Stock pursued his goal of bridging economics and climate by serving on President Barack Obama’s Council of Economic Advisors (CEA) from 2013 to 2014. While the Obama administration was eager to make progress on climate issues, enacting significant climate regulations proved challenging. One example of the limitations faced by the CEA was their failure to legislate a nationwide cap on greenhouse gasses via a trade bill called the Waxman-Markey Bill. “It became clear that there wasn’t going to be significant climate legislation, so the strategy shifted to a regulatory approach using existing laws on the books to try to reduce greenhouse gas emissions,” said Stock. “Everybody would love to see a legislative approach, but since that wasn’t really on the table… we wanted to do what we could using a regulatory approach.” Though Stock described this as “a complex and robust process,” one requiring time and frequent legal and political battles, the CEA successfully created a moratorium on new coal leases and incited a review of the federal coal program during the end of the Obama administration, with the goal of incorporating the climate costs of burning coal into the evaluation process in the federal fossil fuel leasing program.
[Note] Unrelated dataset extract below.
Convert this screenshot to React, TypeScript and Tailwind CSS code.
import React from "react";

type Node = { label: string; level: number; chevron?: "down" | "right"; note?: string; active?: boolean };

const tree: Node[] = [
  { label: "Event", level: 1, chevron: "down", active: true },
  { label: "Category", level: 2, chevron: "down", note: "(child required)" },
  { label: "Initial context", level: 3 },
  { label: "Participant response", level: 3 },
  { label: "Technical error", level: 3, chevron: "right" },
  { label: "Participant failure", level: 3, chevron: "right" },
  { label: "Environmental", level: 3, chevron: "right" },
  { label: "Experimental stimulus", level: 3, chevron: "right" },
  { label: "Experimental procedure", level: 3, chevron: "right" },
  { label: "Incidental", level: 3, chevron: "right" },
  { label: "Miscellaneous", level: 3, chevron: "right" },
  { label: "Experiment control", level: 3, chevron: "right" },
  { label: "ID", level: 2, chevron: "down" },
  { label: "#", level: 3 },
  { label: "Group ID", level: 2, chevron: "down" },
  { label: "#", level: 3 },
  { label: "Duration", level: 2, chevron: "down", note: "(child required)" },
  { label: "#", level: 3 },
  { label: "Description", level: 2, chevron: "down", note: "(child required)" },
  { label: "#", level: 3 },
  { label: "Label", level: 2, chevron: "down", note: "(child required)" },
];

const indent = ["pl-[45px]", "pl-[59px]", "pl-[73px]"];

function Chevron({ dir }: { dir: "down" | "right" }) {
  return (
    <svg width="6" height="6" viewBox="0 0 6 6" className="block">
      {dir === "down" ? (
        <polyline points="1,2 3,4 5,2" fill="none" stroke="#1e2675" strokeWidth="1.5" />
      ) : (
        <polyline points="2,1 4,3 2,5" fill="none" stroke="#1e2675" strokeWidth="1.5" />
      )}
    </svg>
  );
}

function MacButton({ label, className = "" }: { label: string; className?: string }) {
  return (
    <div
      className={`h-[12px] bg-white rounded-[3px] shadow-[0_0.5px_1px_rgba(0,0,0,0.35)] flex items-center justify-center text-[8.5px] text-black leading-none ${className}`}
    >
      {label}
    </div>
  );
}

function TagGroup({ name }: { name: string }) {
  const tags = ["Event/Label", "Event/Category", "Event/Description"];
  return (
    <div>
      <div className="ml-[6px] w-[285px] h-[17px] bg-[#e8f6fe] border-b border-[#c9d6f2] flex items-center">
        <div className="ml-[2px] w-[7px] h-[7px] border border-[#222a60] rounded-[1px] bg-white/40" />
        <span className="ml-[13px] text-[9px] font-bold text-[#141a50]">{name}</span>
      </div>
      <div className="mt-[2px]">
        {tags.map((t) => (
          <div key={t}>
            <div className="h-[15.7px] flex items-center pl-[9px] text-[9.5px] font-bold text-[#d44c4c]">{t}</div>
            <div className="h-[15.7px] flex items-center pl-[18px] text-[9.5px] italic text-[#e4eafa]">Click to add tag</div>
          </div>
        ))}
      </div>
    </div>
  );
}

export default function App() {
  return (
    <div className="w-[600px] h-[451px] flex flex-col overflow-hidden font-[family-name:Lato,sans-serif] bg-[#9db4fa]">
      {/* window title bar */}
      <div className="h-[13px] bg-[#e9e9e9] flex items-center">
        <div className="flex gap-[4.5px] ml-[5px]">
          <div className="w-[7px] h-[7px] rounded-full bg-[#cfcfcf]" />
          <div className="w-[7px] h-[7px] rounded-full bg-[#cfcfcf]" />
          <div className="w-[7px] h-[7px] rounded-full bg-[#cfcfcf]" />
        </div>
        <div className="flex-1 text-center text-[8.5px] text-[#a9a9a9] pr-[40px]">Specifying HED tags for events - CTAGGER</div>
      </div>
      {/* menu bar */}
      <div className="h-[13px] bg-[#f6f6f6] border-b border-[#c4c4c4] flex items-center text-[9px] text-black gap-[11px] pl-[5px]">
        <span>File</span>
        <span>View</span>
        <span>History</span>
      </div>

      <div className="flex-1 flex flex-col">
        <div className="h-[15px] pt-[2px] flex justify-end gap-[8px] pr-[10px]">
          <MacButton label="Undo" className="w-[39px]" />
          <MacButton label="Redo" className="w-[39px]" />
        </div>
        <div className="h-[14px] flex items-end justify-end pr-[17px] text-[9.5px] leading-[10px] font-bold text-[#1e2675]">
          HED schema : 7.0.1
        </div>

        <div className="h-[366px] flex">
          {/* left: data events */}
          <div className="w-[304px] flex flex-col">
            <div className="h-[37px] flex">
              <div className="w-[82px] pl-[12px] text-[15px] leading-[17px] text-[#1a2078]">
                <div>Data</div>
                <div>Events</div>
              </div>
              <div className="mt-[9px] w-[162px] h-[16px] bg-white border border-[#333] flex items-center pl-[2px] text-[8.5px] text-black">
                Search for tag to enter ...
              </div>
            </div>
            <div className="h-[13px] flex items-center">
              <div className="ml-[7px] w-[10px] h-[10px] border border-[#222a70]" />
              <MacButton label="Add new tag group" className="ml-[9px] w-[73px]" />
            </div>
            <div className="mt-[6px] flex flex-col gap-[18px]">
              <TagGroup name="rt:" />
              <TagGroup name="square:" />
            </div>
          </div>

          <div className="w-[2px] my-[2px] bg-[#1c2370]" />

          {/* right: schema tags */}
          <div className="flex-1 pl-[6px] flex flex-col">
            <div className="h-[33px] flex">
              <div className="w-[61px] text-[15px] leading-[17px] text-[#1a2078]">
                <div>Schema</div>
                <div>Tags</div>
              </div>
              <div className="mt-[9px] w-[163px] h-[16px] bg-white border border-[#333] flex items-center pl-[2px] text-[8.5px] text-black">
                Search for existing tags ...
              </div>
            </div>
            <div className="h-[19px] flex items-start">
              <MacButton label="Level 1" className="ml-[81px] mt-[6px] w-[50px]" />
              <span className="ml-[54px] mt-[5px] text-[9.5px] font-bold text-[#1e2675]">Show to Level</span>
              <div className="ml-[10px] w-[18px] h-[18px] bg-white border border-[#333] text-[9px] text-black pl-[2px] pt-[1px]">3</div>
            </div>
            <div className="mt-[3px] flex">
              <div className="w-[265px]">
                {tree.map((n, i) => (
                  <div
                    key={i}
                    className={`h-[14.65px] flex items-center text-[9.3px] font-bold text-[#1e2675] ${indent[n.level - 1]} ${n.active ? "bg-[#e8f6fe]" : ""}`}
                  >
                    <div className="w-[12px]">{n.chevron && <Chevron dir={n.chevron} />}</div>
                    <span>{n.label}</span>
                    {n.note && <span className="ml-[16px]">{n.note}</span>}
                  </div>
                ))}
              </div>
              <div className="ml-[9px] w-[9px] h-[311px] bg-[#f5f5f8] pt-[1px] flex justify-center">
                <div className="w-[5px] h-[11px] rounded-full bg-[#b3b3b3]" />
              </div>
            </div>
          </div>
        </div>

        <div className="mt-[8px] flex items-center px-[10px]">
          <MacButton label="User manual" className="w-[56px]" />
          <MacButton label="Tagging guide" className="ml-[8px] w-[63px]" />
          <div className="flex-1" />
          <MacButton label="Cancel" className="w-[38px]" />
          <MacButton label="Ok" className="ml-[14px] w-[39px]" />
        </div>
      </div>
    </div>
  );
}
Under Obama, Stock also helped revise calculations for the social cost of carbon: the monetized value of damages from emitting one ton of carbon on one given day. He and his team at the CEA discovered the projected cost of carbon emissions in 2020 rose 50% between 2010 and the updated calculations in 2013. Now, President Biden recognizes the significance of this increase, and is committed to updating the social cost of carbon on a regular basis. This attitude represents a drastic change in approaches to carbon emissions in just a few years. “The political folks in the [Obama] White House were so nervous about this that we had to introduce it Friday night of a vacation week,” Stock said. “Now, it is front and center and was one of the first things President Biden said in his first executive orders.”
Stock pointed to three seismic shifts in the U.S. climate debate from when he first entered the field to today.
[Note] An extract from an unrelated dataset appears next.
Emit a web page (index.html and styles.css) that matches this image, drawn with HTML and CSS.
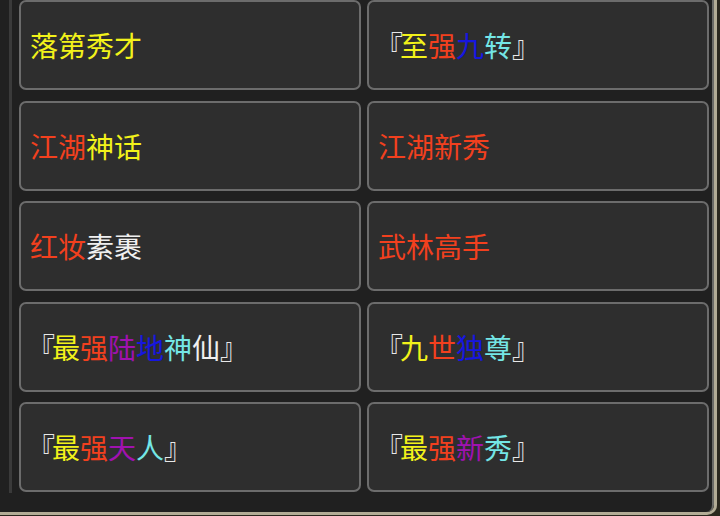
FILE: index.html
```html
<!DOCTYPE html>
<html lang="zh">
<head>
  <meta charset="UTF-8">
  <meta name="viewport" content="width=device-width, initial-scale=1.0">
  <title>称号</title>
  <link rel="stylesheet" href="styles.css">
</head>
<body>
  <div class="frame">
    <div class="panel">
      <div class="track">
        <ul class="titles">
          <li class="title"><span class="y">落第秀才</span></li>
          <li class="title"><span class="br open">『</span><span class="y">至</span><span class="r">强</span><span class="b">九</span><span class="c">转</span><span class="br">』</span></li>
          <li class="title"><span class="r">江湖</span><span class="y">神话</span></li>
          <li class="title"><span class="r">江湖新秀</span></li>
          <li class="title"><span class="r">红妆</span><span class="w">素裹</span></li>
          <li class="title"><span class="r">武林高手</span></li>
          <li class="title"><span class="br open">『</span><span class="y">最</span><span class="r">强</span><span class="p">陆</span><span class="b">地</span><span class="c">神</span><span class="w">仙</span><span class="br">』</span></li>
          <li class="title"><span class="br open">『</span><span class="y">九</span><span class="r">世</span><span class="b">独</span><span class="c">尊</span><span class="br">』</span></li>
          <li class="title"><span class="br open">『</span><span class="y">最</span><span class="r">强</span><span class="p">天</span><span class="c">人</span><span class="br">』</span></li>
          <li class="title"><span class="br open">『</span><span class="y">最</span><span class="r">强</span><span class="p">新</span><span class="c">秀</span><span class="br">』</span></li>
        </ul>
      </div>
    </div>
  </div>
</body>
</html>
```

FILE: styles.css
```css
body {
  margin: 0;
  background: #2b281e;
  font-family: "Noto Sans CJK SC", "Noto Sans", sans-serif;
  overflow: hidden;
}
.frame {
  width: 714px;
  height: 512px;
  border-right: 3px solid #b3ac96;
  border-bottom: 3px solid #b3ac96;
  border-bottom-right-radius: 10px;
  overflow: hidden;
}
.panel {
  height: 100%;
  background: #202020;
  border-right: 2px solid #6a6a66;
  border-bottom: 1px solid #6a6a66;
  border-bottom-right-radius: 8px;
  padding-left: 9px;
}
.track {
  border-left: 3px solid #3a3a3a;
  padding-left: 7px;
  height: 493px;
}
.titles {
  list-style: none;
  margin: 0;
  padding: 0;
  display: grid;
  grid-template-columns: 342px 342px;
  grid-auto-rows: 90px;
  column-gap: 6px;
  row-gap: 10.5px;
}
.title {
  box-sizing: border-box;
  background: #2e2e2e;
  border: 2px solid #6c6c6c;
  border-radius: 7px;
  display: flex;
  align-items: center;
  padding-left: 9px;
  font-size: 28px;
  line-height: 1;
}
/* opening bracket sits tighter against the name */
.open {
  margin-left: -3px;
  letter-spacing: -3px;
}
.br { color: #e8e8e8; }
.y { color: #f2f21a; }
.r { color: #f2401e; }
.b { color: #1616e0; }
.c { color: #74e6e6; }
.p { color: #a012b0; }
.w { color: #f0f0f0; }
```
First is the growing acceptance of climate change as a pressing global issue. Despite continued dispute about its origins, which often fall on political lines, “The most committed lobbyist still cannot argue with a straight face that climate change is some accident,” Stock shared. This acknowledgment is a vital step toward solving our environmental crisis, shifting the conversation from if there is a problem to how it can be fixed.
Second, the price of sustainable technology, like solar panels, and wind turbines, is decreasing. Over the past ten years, the cost of solar panels has dropped nearly 90%. The introduction of the Prius in 1997, one of the first affordable electric vehicles, sparked a rise in popularity for electric alternatives. The introduction of Tesla Motors in 2006 significantly raised the public profile of electric vehicles.
Looking forward, Stock believes it won’t be long until it is cheaper to buy an electric vehicle than a combustion engine car. Currently, an electric car costs on average $56,437, which is about ten thousand dollars higher than its gasoline-powered counterpart.
Third, the rise of the youth movement for climate activism has propelled public discourse around climate change and creates demand for climate innovation. “What has really become a dramatic shift is the youth movement globally and the youth movement in the United States in particular and how that has become integral to driving political activism and political change,” Stock says. Ten years ago, the environmental movement comprised traditional environmental organizations, such as the Environmental Defense Fund and the Clean Air Task Force. But today, young activists like Greta Thunberg, Isra Hirsi, and Jerome Foster II, are leading the charge in Congress to prioritize emission reductions and end fossil fuel subsidies.
Despite these advancements, Stock warns against complacency. “Now, you might think this suggests we have succeeded, but we are very far from that. Now, at least solutions in major sectors are technically feasible, economically feasible, and there is political support for them,” he said. However, “That political support isn’t sufficiently widespread to make us have large policy changes. There are reasons both for frustration and for optimism.”
Universities and students play an important role in capitalizing on this optimism. On September 9th, 2021, Divest Harvard successfully pushed the University to divest from the fossil fuel industry, an action that College students have advocated for since 2012, when the movement was founded.
Stock commended Harvard for acknowledging the role it can play in reducing emissions and for taking a significant step toward progress. “We all have to step up and really ramp up what we are doing in climate. This is a societal crisis where universities have an important leading rule to play. Harvard has that view,” he said.
But he limited his enthusiasm for the effectiveness of emission reductions more generally, arguing that wind, solar, and electric vehicles only reduce our carbon emissions by one half, at best. “We have a long way to go with our emissions reduction agenda,” he said. Significant policy and technology improvements would prevent climate catastrophes, like the Colorado River water shortages and California fires last summer, from worsening.
Stock’s experience illustrates how the political gravitas and acknowledged effects of climate change have steadily grown throughout recent history. As the problem becomes more severe, youth activism and public momentum grow in tandem, lending hope to the possibility of dampening climate change’s impending consequences.
Now, it’s in our generation’s hands.